Azjimmy raises a good question but unfortunately the formula I used to make the room mode calculator only works on a rectangle room with a flat ceiling. I am sure there is a formula that will address sloped walls, but I don’t know what it is or have access to this information.

Sorry - Chris


----------



## Guest

yo, yo, yo. I beleive that you need to average the max/min. I could be wrong, but it is an approach that I read for non rectangular roomages.

Lates

T

:wave:


----------



## Guest

The spreadsheet, good as it is, as supplied only calculates axial modes, which admittedly are the most powerful but tangential modes i.e. those that strike four surfaces as opposed to the two in axial modes, only lag around 3dB below but at very different frequencies due to the varying path lengths.

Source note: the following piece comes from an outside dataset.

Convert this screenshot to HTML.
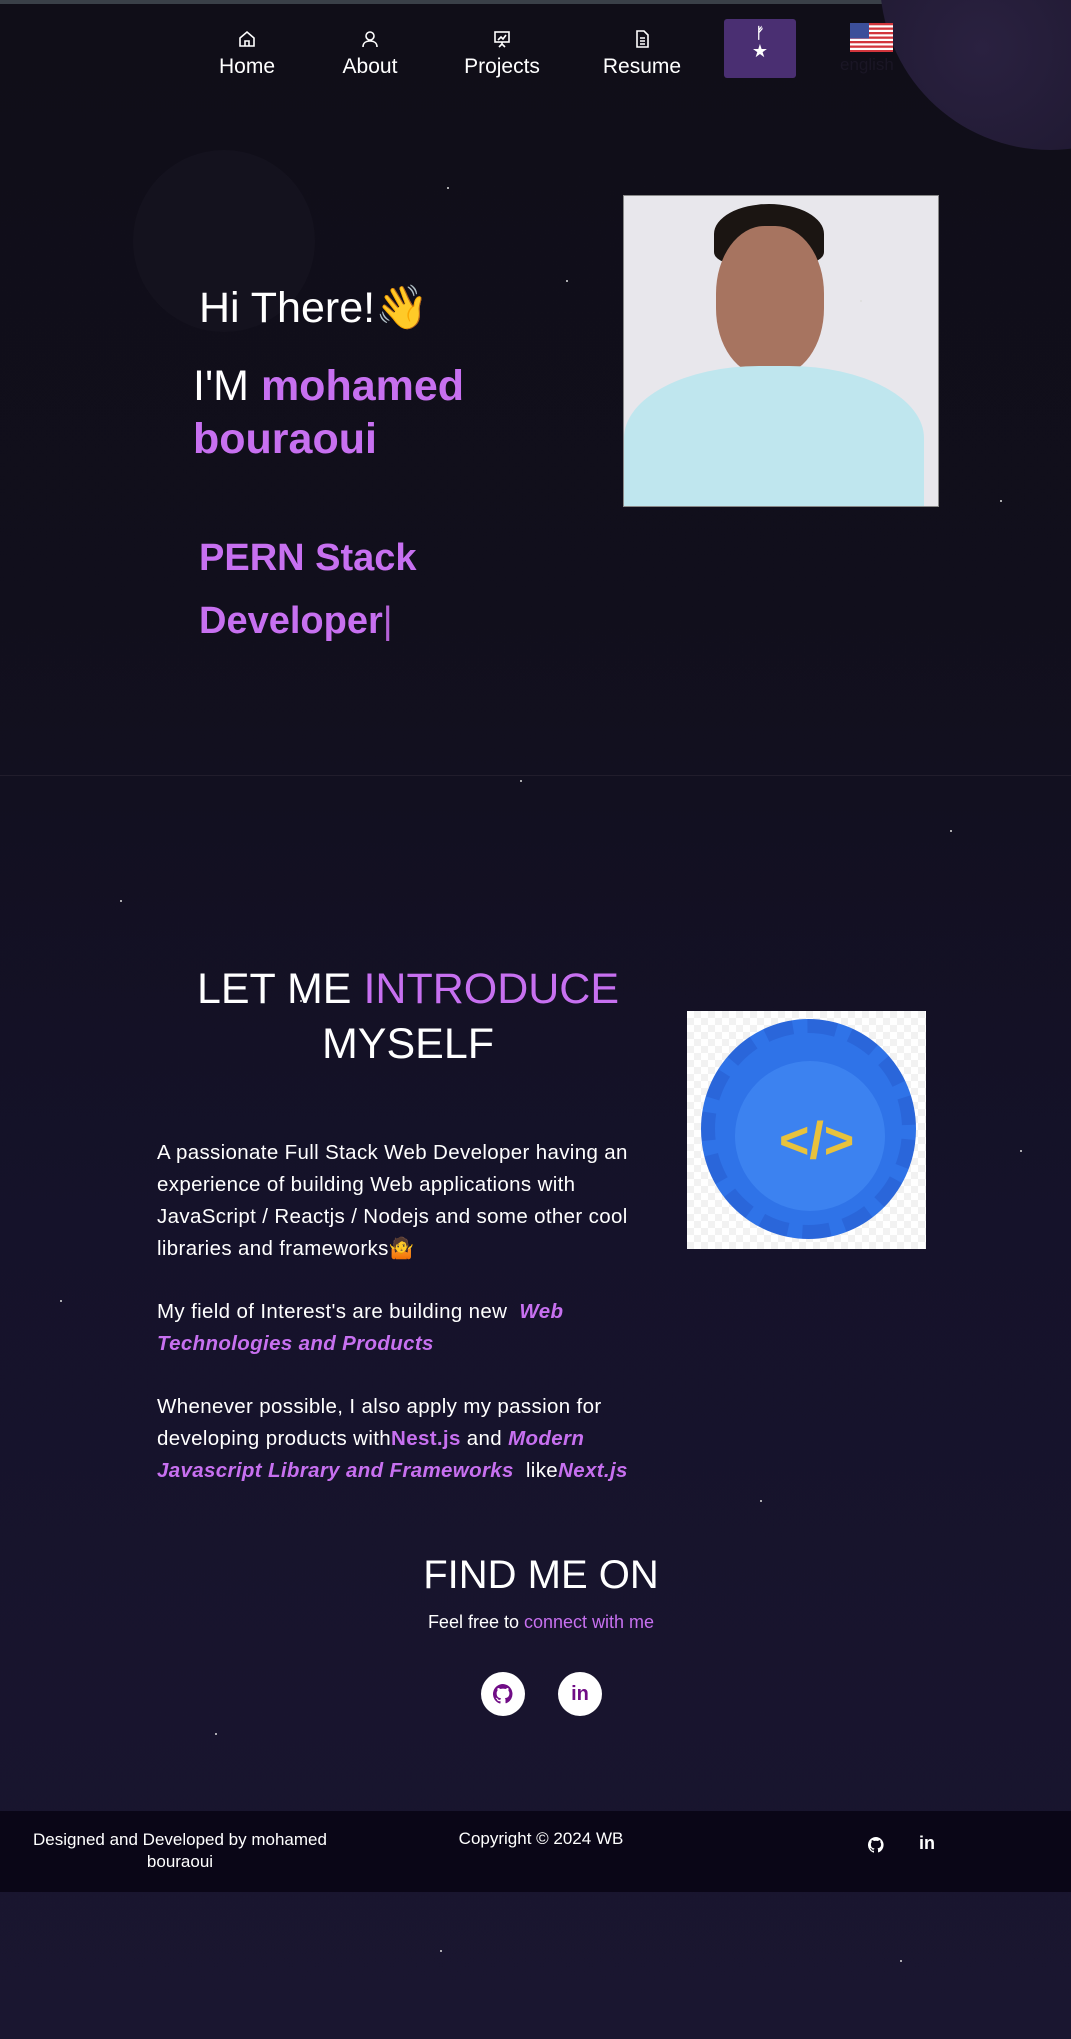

When I was teaching acoustics in a music college I used to impress on students that calculating modes was interesting in theory, but not much use in practical. There is no short cut to identifying "boom" frequencies but by lenghty actual measurement with a frequency generator/ or test tone CD and a sound level meter. When you have identified the one or sometimes two fundamentals which are causing problems and treated them by trapping you will be on the way to hearing your equipment/system as the manufacturer intended.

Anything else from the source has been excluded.